Turing’s range of graphics cards was almost priced with impunity as there was no significant competition from rivals, AMD. This time around, however, it’s going to be different. The lower, mid-tier cards from Nvidia have found an AMD Navi-based equivalent, with similar performance often at a more tempting price.
The promise of having AMD RDNA 2 cards, and the Big Navi GPU, set to find a home in high-end gaming PCs before the end of the year means that the red team should have cards capable of competing with the best that Nvidia can currently offer. At least that’s been the suggestion anyway.
Whether AMD will release cards able to take on the existing GPU king, the RTX 2080 Ti, is one thing, but whether that competitive performance will carry on to the Ampere generation will likely dictate how much Nvidia feels it can charge for the new gaming cards. If Nvidia’s next-gen GPUs are going to have to fight it out on a more level playing field then chances are it’s going to have to be more aggressive, because we know from past experience that AMD will be. But then again, with an RTX 3090 reportedly on the loose, maybe comparative price isn’t being taken into consideration.
You only have to look at the ‘jebaiting’ that went on with the RX 5000-series cards last year to see what shenanigans the Radeon red team will happily engage in to gain an advantage over the GeForce green team.

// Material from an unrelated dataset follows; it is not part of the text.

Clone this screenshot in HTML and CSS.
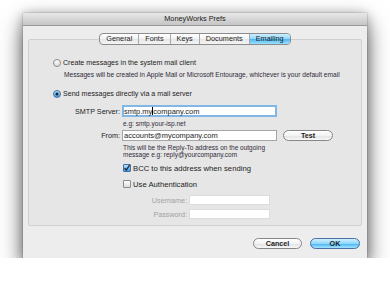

But if the top-end of the Ampere is able to make the RTX 2080 Ti look like a mid-range card of yesteryear when it comes to gaming then we could see the continued high pricing of graphics cards. Especially when the cooler is rumoured to set Nvidia back $150 alone.
The third option is that even if there is more competition prices remain sky-high. If AMD decides to match Nvidia tier-for-tier in terms of price then we’re going to have to choose whether we want to spend $1,500 for an RTX 3090 or $1,200 for an RX 6900 XTX.